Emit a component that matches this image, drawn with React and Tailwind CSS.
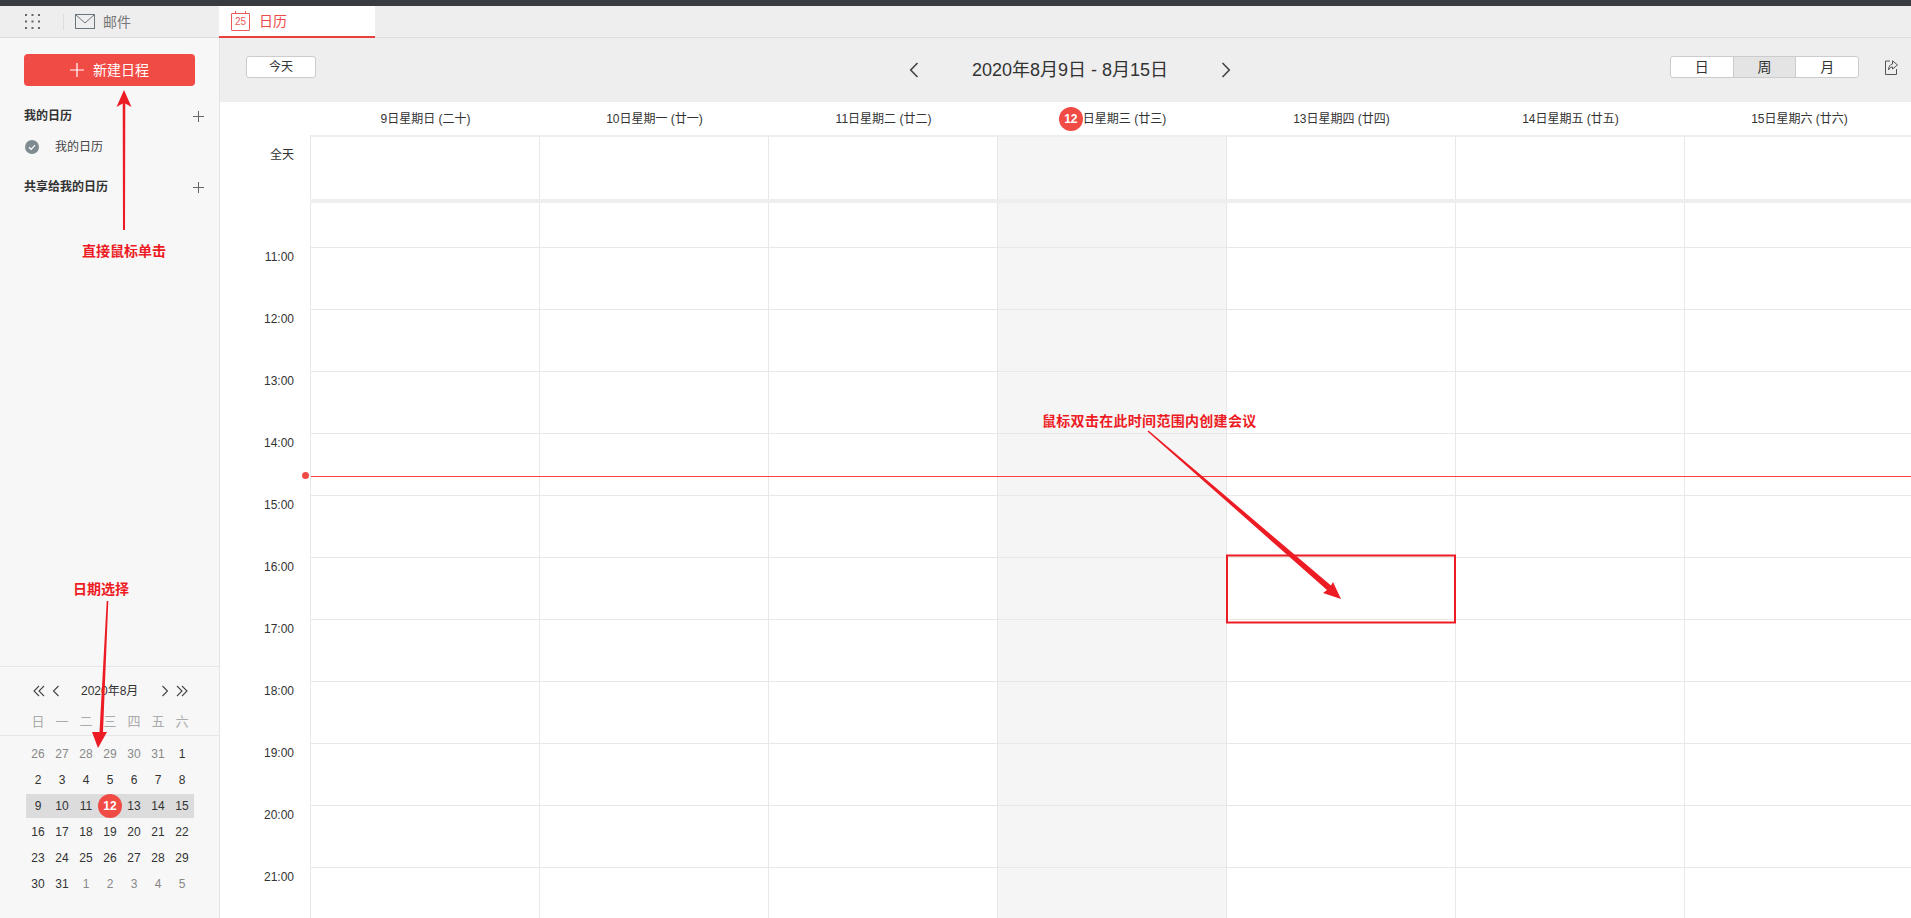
import React from "react";

const FONT = "font-['Liberation_Sans','Noto_Sans_CJK_SC',sans-serif]";

const days = [
  "9日星期日 (二十)",
  "10日星期一 (廿一)",
  "11日星期二 (廿二)",
  "12日星期三 (廿三)",
  "13日星期四 (廿四)",
  "14日星期五 (廿五)",
  "15日星期六 (廿六)",
];

const hours = ["11:00", "12:00", "13:00", "14:00", "15:00", "16:00", "17:00", "18:00", "19:00", "20:00", "21:00"];

const weekNames = ["日", "一", "二", "三", "四", "五", "六"];

const miniDates = [
  [26, 27, 28, 29, 30, 31, 1],
  [2, 3, 4, 5, 6, 7, 8],
  [9, 10, 11, 12, 13, 14, 15],
  [16, 17, 18, 19, 20, 21, 22],
  [23, 24, 25, 26, 27, 28, 29],
  [30, 31, 1, 2, 3, 4, 5],
];

function PlusIcon() {
  return (
    <svg width="11" height="11" viewBox="0 0 11 11" fill="none" stroke="#666" strokeWidth="1">
      <path d="M5.5 0v11M0 5.5h11" />
    </svg>
  );
}

function GridDots() {
  const dots = [];
  for (let r = 0; r < 3; r++) {
    for (let c = 0; c < 3; c++) {
      dots.push(<rect key={`${r}-${c}`} x={c * 6.5} y={r * 6.5} width="2" height="2" fill="#666" />);
    }
  }
  return (
    <svg width="15" height="15" viewBox="0 0 15 15">
      {dots}
    </svg>
  );
}

function Chevron({ dir, double, size = 10 }) {
  const left = dir === "left";
  return (
    <svg width={double ? 12 : 8} height={size + 2} viewBox={double ? "0 0 12 12" : "0 0 8 12"} fill="none" stroke="#444" strokeWidth="1.1">
      {double ? (
        left ? (
          <path d="M6 1 1 6l5 5M11 1 6 6l5 5" />
        ) : (
          <path d="m1 1 5 5-5 5M6 1l5 5-5 5" />
        )
      ) : left ? (
        <path d="M6.5 1 1.5 6l5 5" />
      ) : (
        <path d="m1.5 1 5 5-5 5" />
      )}
    </svg>
  );
}

function Sidebar() {
  return (
    <aside className="w-[220px] shrink-0 h-full flex flex-col bg-[#f7f7f7] border-r border-[#e3e3e3]">
      <div className="px-6 pt-4">
        <button className="w-[171px] h-8 rounded-[4px] bg-[#f14b46] text-white text-sm flex items-center justify-center gap-[9px]">
          <svg width="14" height="14" viewBox="0 0 14 14" stroke="#fff" strokeWidth="1.2">
            <path d="M7 0v14M0 7h14" />
          </svg>
          <span>新建日程</span>
        </button>
        <div className="mt-[21px] h-[18px] flex items-center justify-between text-xs font-bold text-[#333]">
          <span>我的日历</span>
          <span className="mr-[-9px] flex"><PlusIcon /></span>
        </div>
        <div className="mt-[13px] h-[18px] flex items-center text-xs text-[#444]">
          <svg width="14" height="14" viewBox="0 0 14 14" className="ml-[1px]">
            <circle cx="7" cy="7" r="7" fill="#7f8b90" />
            <path d="m4 7.2 2.2 2.1L10 5.2" fill="none" stroke="#fff" strokeWidth="1.2" />
          </svg>
          <span className="ml-[16px]">我的日历</span>
        </div>
        <div className="mt-[22px] h-[18px] flex items-center justify-between text-xs font-bold text-[#333]">
          <span>共享给我的日历</span>
          <span className="mr-[-9px] flex"><PlusIcon /></span>
        </div>
      </div>

      <div className="mt-auto h-[252px] border-t border-[#e6e6e6]">
        <div className="h-[47px] relative flex items-center pl-[33px] text-xs text-[#333]">
          <Chevron dir="left" double />
          <span className="ml-[7px] flex"><Chevron dir="left" /></span>
          <span className="ml-[21px] w-[57px] text-center whitespace-nowrap">2020年8月</span>
          <span className="ml-[23px] flex"><Chevron dir="right" /></span>
          <span className="ml-[7px] flex"><Chevron dir="right" double /></span>
        </div>
        <div className="h-[22px] border-b border-[#e6e6e6] pl-[26px] flex items-start text-[13px] text-[#aaa]">
          {weekNames.map((w) => (
            <div key={w} className="w-6 text-center leading-[16px]">{w}</div>
          ))}
        </div>
        <div className="pt-[5px] pl-[26px]">
          {miniDates.map((row, r) => (
            <div key={r} className="h-[26px] flex items-center">
              <div className={`flex h-6 ${r === 2 ? "bg-[#dcdcdc]" : ""}`}>
                {row.map((d, i) => {
                  const dim = (r === 0 && i < 6) || (r === 5 && i > 1);
                  const today = r === 2 && i === 3;
                  return (
                    <div
                      key={i}
                      className={`w-6 h-6 flex items-center justify-center text-xs ${
                        today ? "bg-[#f14b46] rounded-full text-white font-bold" : dim ? "text-[#888]" : "text-[#333]"
                      }`}
                    >
                      {d}
                    </div>
                  );
                })}
              </div>
            </div>
          ))}
        </div>
      </div>
    </aside>
  );
}

function Toolbar() {
  return (
    <div className="h-16 shrink-0 bg-[#eeeeee] relative flex items-start justify-between pl-[26px] pr-[13px] pt-[18px]">
      <button className="w-[70px] h-[22px] bg-white border border-[#cccccc] rounded-[3px] text-xs text-[#333]">今天</button>
      <div className="absolute left-[689px] top-0 h-full flex items-center text-lg text-[#333]">
        <svg width="10" height="16" viewBox="0 0 10 16" fill="none" stroke="#444" strokeWidth="1.6">
          <path d="M8.5 1 1.7 8l6.8 7" />
        </svg>
        <span className="ml-[53px] w-[195px] text-center whitespace-nowrap">2020年8月9日 - 8月15日</span>
        <svg width="10" height="16" viewBox="0 0 10 16" fill="none" stroke="#444" strokeWidth="1.6" className="ml-[54px]">
          <path d="m1.5 1 6.8 7-6.8 7" />
        </svg>
      </div>
      <div className="flex items-center gap-[26px]">
        <div className="w-[189px] h-[22px] flex bg-white border border-[#cccccc] rounded-[3px] text-sm text-[#333] overflow-hidden">
          <div className="flex-1 flex items-center justify-center">日</div>
          <div className="flex-1 flex items-center justify-center bg-[#e4e4e4] border-x border-[#cccccc]">周</div>
          <div className="flex-1 flex items-center justify-center">月</div>
        </div>
        <svg width="13" height="15" viewBox="0 0 13 15" fill="none" stroke="#555" strokeWidth="1">
          <path d="M5 1H.5v13.500h11V9" />
          <path d="M7.500 .8 12.500 5l-5 4V7C5.500 7 4.300 8.300 3.500 10c0-3.300 1.600-5.700 4-6z" />
        </svg>
      </div>
    </div>
  );
}

function WeekGrid() {
  return (
    <div className="flex-1 overflow-hidden bg-white relative text-xs text-[#333]">
      {/* day titles */}
      <div className="h-[33px] flex">
        <div className="w-[90px] shrink-0" />
        {days.map((d, i) => (
          <div key={d} className="w-[229px] shrink-0 pl-[2px] flex items-center justify-center whitespace-nowrap">
            {i === 3 ? (
              <>
                <span className="w-6 h-6 rounded-full bg-[#f14b46] text-white font-bold flex items-center justify-center">12</span>
                <span>{d.slice(2)}</span>
              </>
            ) : (
              d
            )}
          </div>
        ))}
      </div>

      {/* all day */}
      <div className="h-[64px] flex">
        <div className="w-[90px] shrink-0 text-right pr-4 pt-3 leading-[16px]">全天</div>
        {days.map((d, i) => (
          <div key={d} className={`w-[229px] shrink-0 border-l border-t-2 border-l-[#e8e8e8] border-t-[#eeeeee] ${i === 3 ? "bg-[#f5f5f5]" : ""}`} />
        ))}
      </div>
      <div className="h-1 ml-[90px] bg-[#eeeeee]" />

      {/* partial first row */}
      <div className="h-[44px] flex">
        <div className="w-[90px] shrink-0" />
        {days.map((d, i) => (
          <div key={d} className={`w-[229px] shrink-0 border-l border-[#e8e8e8] ${i === 3 ? "bg-[#f5f5f5]" : ""}`} />
        ))}
      </div>

      {hours.map((h) => (
        <div key={h} className="h-[62px] flex">
          <div className="w-[90px] shrink-0 text-right pr-4 pt-[2px] leading-[16px]">{h}</div>
          {days.map((d, i) => (
            <div key={d} className={`w-[229px] shrink-0 border-l border-t border-[#e8e8e8] ${i === 3 ? "bg-[#f5f5f5]" : ""}`} />
          ))}
        </div>
      ))}

      {/* current time line */}
      <div className="absolute left-[91px] right-0 top-[374px] h-px bg-[#ff4040]" />
      <div className="absolute left-[82px] top-[370px] w-[7px] h-[7px] rounded-full bg-[#f14b46]" />
    </div>
  );
}

// red notes drawn over the screenshot
function Annotations() {
  return (
    <>
      <svg className="absolute left-0 top-0 pointer-events-none" width="1911" height="918" viewBox="0 0 1911 918">
        <polygon points="124,90 131.500,107 125.300,103.500 125,230 123,230 122.700,103.500 116.500,107" fill="#ed1c24" />
        <polygon points="108.300,601 106.700,601 99.500,732 92,732 98,748 107,732 103,732" fill="#ed1c24" />
        <polygon points="1148.500,430.500 1147.500,431.500 1327,590 1323,593 1341,599 1333,582 1331,585.500" fill="#ed1c24" />
        <rect x="1227" y="555.500" width="228" height="67" fill="none" stroke="#ed1c24" strokeWidth="2" />
      </svg>
      <span className="absolute left-[82px] top-[241px] text-sm font-bold text-[#ed1c24] leading-5 whitespace-nowrap">直接鼠标单击</span>
      <span className="absolute left-[73px] top-[579px] text-sm font-bold text-[#ed1c24] leading-5 whitespace-nowrap">日期选择</span>
      <span className="absolute left-[1042px] top-[411px] text-sm font-bold text-[#ed1c24] leading-5 whitespace-nowrap tracking-[0.3px]">鼠标双击在此时间范围内创建会议</span>
    </>
  );
}

export default function App() {
  return (
    <div className={`relative w-full h-screen overflow-hidden flex flex-col bg-white ${FONT}`}>
      <div className="h-[6px] shrink-0 bg-[#383c40]" />

      <div className="h-[32px] shrink-0 bg-[#eeeeee] border-b border-[#dddddd] flex items-stretch">
        <div className="w-[219px] shrink-0 flex items-center pl-[25px]">
          <GridDots />
          <div className="ml-[23px] w-px h-4 bg-[#dddddd]" />
          <svg width="20" height="15" viewBox="0 0 20 15" fill="none" stroke="#69777d" strokeWidth="1" className="ml-[11px]">
            <rect x=".5" y=".5" width="19" height="14" />
            <path d="m1 1 9 8 9-8" />
          </svg>
          <span className="ml-2 text-sm text-[#777]">邮件</span>
        </div>
        <div className="w-[156px] h-[32px] shrink-0 bg-white border-b-2 border-[#e8403c] flex items-center pl-3">
          <div className="relative w-[19px] h-[18px] border border-[#ee5a5a] rounded-[1px] mt-[1px] flex items-center justify-center text-[10px] leading-none text-[#ee5a5a]">
            25
            <span className="absolute left-[3px] top-[-3px] w-px h-[3px] bg-[#ee5a5a]" />
            <span className="absolute right-[3px] top-[-3px] w-px h-[3px] bg-[#ee5a5a]" />
          </div>
          <span className="ml-[9px] text-sm text-[#ee4a46]">日历</span>
        </div>
      </div>

      <div className="flex-1 min-h-0 flex">
        <Sidebar />
        <main className="flex-1 min-w-0 flex flex-col">
          <Toolbar />
          <WeekGrid />
        </main>
      </div>

      <Annotations />
    </div>
  );
}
+---+
_Given exercise_. Pull out each line containing the word "drawn" and copy it.

_Solution_.
Emit a component that matches this image, drawn with React and Tailwind CSS.
// red notes drawn over the screenshot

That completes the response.